The 50/30/20 Rule Is Outdated. Here Is What Actually Works in a High-Inflation Economy
A budgeting framework designed in the 1990s does not account for today's rent prices, food costs, or interest rates. Here is an updated approach that works in today's economy.
A Budgeting Rule Designed for a Different Era
The 50/30/20 rule has been the default personal finance advice for decades. Spend 50% on needs, 30% on wants, 20% on savings and debt. It is clean, simple, and easy to remember.
It was also built around an economy that no longer exists.
When Senator Elizabeth Warren popularized the framework in 2005, the median US home cost $240,000. Grocery inflation was under 3%. Credit card interest averaged 12%. Today, the same median home costs over $420,000, groceries have risen more than 25% since 2020, and the average credit card rate sits above 21%.
The 50/30/20 rule breaks down because the "needs" bucket has exploded while incomes have not kept pace.
Why the Math Does Not Work Anymore
Let's look at a household earning the median US income of approximately $78,000 per year, about $6,500 per month after rough tax estimates.
Under the 50/30/20 framework:
- ◆Needs: $3,250
- ◆Wants: $1,950
- ◆Savings/debt: $1,300
The problem: In most American cities, rent alone for a modest two-bedroom apartment runs $1,500–2,200 per month. Add groceries ($600–800), utilities ($200–300), transportation ($400–600), and healthcare ($300–500), and you are already at $3,000-4,400 before you have bought a single "want."
"The financial stress Americans report is not primarily a discipline problem. It is a cost-of-living problem that outdated frameworks do not account for." - Federal Reserve Bank of New York, Consumer Survey 2024
The Updated Framework: 60/10/30
Rather than fighting a rigid formula, here is a framework built for the current environment.
| Category | Percentage | What It Covers |
|---|---|---|
| Essentials | 60% | Housing, food, transportation, healthcare, utilities, minimum debt payments |
| Financial future | 20% | Retirement contributions, insurance, emergency fund, investments |
| Discretionary | 20% | Dining, entertainment, travel, subscriptions, lifestyle |
The critical shift: financial future spending gets protected before discretionary spending, not lumped in with savings as an afterthought.
The Four Principles That Make Any Budget Work
1. Pay Yourself First, Automatically
The single most powerful budgeting change most people can make. Set up automatic transfers to savings and investment accounts the day you get paid. What you never see in your checking account, you never miss.
Even $100 per month invested consistently over 30 years at a 7% average return grows to over $122,000.
2. Separate Your Accounts by Purpose
One checking account for fixed bills. One for variable expenses. One savings account for your emergency fund. One investment account for wealth building. Money with a home does not get spent accidentally.

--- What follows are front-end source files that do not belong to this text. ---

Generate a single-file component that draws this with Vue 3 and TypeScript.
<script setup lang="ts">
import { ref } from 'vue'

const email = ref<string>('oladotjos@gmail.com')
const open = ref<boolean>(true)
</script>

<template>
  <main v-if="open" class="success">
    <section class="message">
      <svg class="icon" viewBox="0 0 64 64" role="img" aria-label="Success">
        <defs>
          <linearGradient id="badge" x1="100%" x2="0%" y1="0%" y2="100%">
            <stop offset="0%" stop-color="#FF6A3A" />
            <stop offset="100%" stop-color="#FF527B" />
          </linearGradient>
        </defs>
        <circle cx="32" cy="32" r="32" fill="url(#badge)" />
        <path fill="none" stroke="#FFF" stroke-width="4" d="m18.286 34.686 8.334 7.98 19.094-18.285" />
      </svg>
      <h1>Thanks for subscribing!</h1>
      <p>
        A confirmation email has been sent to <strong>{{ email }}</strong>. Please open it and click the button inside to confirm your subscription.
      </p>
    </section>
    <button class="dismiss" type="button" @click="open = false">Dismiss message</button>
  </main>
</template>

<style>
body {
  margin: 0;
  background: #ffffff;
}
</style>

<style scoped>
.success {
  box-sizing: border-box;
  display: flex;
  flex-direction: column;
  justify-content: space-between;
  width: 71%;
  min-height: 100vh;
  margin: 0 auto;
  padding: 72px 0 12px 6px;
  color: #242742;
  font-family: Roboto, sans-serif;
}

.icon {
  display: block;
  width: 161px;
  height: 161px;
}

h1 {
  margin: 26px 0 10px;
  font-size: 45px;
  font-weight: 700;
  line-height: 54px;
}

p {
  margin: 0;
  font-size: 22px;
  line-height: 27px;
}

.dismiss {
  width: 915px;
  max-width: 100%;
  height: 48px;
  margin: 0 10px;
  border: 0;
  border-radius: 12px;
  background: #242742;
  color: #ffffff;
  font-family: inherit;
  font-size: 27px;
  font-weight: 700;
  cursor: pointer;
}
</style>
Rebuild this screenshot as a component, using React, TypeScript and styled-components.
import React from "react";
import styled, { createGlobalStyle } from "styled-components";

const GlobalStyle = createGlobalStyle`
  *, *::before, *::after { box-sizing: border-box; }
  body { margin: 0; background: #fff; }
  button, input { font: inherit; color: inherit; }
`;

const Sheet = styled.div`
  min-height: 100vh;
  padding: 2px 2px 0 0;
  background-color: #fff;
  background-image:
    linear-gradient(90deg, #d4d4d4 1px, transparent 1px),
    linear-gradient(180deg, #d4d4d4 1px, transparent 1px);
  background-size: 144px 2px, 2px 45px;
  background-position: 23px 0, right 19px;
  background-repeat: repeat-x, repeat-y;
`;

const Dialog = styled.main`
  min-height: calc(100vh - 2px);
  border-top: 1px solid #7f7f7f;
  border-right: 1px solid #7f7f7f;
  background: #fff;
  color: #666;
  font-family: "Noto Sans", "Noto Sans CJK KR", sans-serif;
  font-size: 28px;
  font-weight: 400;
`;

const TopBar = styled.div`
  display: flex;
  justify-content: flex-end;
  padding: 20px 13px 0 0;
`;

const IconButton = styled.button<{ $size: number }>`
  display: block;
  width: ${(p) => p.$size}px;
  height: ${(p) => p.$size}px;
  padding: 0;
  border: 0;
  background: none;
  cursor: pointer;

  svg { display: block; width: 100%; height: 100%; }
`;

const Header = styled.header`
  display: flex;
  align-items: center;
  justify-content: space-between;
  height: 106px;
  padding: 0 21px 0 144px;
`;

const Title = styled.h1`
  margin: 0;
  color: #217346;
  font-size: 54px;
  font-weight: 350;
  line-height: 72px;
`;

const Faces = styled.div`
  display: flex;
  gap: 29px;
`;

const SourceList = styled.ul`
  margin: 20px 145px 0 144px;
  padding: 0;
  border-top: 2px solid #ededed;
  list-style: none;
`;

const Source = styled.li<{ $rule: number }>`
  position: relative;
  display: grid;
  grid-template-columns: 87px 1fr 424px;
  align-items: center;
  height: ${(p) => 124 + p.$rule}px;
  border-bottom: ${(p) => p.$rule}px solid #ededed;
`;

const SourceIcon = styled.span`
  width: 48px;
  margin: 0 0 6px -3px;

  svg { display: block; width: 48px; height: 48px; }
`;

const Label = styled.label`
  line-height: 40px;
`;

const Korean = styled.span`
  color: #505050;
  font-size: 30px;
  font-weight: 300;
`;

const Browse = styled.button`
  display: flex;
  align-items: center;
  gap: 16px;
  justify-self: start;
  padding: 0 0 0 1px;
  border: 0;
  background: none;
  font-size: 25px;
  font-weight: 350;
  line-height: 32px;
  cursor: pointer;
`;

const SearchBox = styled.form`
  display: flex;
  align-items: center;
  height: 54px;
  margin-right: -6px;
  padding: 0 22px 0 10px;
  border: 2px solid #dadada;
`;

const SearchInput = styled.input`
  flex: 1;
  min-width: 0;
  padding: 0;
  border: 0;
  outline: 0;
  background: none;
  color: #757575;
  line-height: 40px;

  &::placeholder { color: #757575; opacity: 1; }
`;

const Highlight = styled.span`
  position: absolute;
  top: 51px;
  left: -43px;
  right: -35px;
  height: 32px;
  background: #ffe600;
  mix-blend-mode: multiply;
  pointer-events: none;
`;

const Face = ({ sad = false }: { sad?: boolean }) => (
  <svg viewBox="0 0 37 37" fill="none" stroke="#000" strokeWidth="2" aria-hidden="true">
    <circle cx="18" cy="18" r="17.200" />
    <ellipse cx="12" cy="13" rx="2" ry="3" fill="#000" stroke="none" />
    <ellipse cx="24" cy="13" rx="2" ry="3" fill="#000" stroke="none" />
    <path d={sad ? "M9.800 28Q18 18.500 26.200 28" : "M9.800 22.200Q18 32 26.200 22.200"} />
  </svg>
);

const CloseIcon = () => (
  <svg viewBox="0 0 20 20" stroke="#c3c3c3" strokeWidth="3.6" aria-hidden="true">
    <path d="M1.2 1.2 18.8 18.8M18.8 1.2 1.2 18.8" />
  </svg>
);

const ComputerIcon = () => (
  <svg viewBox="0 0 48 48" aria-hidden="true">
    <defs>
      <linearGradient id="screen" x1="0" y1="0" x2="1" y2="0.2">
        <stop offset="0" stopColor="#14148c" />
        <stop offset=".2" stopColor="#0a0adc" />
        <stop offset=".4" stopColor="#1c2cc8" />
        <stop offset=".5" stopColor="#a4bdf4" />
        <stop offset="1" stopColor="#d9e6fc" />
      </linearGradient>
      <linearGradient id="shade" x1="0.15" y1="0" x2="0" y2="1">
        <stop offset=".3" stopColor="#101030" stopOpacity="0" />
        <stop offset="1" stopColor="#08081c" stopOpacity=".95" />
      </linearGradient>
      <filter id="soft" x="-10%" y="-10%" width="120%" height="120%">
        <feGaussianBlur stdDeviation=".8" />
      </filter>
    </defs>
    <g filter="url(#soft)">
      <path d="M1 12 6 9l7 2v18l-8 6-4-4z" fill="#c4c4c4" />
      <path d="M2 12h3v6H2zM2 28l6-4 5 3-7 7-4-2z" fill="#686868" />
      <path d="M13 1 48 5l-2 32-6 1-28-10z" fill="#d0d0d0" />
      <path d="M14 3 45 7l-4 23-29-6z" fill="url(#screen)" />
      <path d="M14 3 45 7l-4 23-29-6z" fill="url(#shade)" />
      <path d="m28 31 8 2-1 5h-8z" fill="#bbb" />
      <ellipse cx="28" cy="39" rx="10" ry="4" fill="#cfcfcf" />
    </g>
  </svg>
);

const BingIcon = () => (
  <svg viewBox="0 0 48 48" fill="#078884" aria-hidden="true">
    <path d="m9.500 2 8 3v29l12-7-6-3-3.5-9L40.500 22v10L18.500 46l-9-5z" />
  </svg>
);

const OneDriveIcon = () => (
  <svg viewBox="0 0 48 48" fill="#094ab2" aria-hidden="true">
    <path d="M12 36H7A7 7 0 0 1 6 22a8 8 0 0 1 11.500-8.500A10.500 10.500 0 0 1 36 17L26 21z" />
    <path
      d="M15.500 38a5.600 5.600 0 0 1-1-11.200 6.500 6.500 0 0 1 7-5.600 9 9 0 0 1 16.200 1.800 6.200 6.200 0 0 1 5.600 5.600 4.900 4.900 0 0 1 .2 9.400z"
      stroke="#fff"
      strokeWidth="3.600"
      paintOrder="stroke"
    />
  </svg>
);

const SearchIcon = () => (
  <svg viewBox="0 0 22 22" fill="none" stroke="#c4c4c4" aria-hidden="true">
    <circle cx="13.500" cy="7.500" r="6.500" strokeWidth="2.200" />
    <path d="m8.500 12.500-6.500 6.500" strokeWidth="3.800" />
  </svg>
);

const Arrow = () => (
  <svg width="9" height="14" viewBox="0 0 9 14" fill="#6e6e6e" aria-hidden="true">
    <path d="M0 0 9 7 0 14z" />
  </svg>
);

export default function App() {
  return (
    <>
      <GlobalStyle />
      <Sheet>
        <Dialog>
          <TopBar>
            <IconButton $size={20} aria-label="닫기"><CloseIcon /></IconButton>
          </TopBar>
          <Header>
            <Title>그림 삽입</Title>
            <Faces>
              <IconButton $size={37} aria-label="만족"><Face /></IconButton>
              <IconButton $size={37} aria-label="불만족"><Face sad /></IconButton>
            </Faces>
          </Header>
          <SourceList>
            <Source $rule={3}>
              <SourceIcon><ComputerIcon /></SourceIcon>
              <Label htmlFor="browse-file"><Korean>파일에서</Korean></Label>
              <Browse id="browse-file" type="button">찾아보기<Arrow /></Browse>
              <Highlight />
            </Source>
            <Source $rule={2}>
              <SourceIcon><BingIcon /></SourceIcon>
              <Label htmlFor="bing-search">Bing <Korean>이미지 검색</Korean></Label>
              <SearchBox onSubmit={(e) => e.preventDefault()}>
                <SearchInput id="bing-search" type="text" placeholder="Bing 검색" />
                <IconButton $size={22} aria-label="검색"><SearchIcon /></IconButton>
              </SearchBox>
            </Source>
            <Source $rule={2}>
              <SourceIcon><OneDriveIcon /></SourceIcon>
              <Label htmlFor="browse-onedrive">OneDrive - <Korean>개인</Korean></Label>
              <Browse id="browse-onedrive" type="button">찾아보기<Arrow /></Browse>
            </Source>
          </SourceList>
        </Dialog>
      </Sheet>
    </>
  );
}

3. Attack the Highest Interest Rate First
With credit card rates above 21%, carrying a balance is mathematically devastating to any savings plan. A $5,000 credit card balance at 21% costs you over $1,000 per year in interest alone.
Pay minimums on everything, throw every extra dollar at the highest-rate debt, and move down the list. This is the debt avalanche method, and it saves more money than the debt snowball for the average household.
4. Build a Budget Around Cash Flow, Not Income
Your income is not your budget. Your cash flow (the money actually available after taxes and payroll deductions) is your budget. Many people budget based on gross income and wonder why they always fall short.
The Emergency Fund Rule Has Changed Too
Traditional advice says 3-6 months of expenses. That range made sense when jobs were more stable and transitions were faster.
In today's market, with ongoing volatility in certain sectors and gig economy uncertainty:
- ◆Salaried employees: 4–6 months minimum
- ◆Self-employed / freelancers: 8–12 months
- ◆Households with dependents: 6–9 months
The emergency fund should live in a high-yield savings account (currently paying 4–5% APY), not a traditional savings account paying 0.5%.
One Underused Tool: Life Insurance as a Cash Reserve
Permanent life insurance with a cash value component serves a secondary purpose many people overlook: it builds a protected, accessible cash reserve that can supplement your emergency fund.
Unlike a savings account, cash value in a whole life or IUL policy:
- ◆Grows tax-deferred
- ◆Is protected from creditors in many states
- ◆Can be borrowed against tax-free in emergencies
- ◆Does not reduce your death benefit when accessed via policy loans
It is not a replacement for a liquid emergency fund. It is an additional layer.
Where to Start If You Feel Behind
Most people feel behind. The solution is not to try to do everything at once.
Month 1: Track every dollar you spend for 30 days without changing anything. Awareness before action.
Month 2: Cut one subscription or expense that no longer serves you. Redirect that money to your savings account automatically.
Month 3: Increase your retirement contribution by 1%. You will not feel it. Your future self will.
Budgeting is not about perfection. It is about small, consistent decisions made over time.
If you want help building a personalized financial plan that accounts for your actual income, expenses, and goals, the team at All Financial Freedom offers free discovery calls with no obligation.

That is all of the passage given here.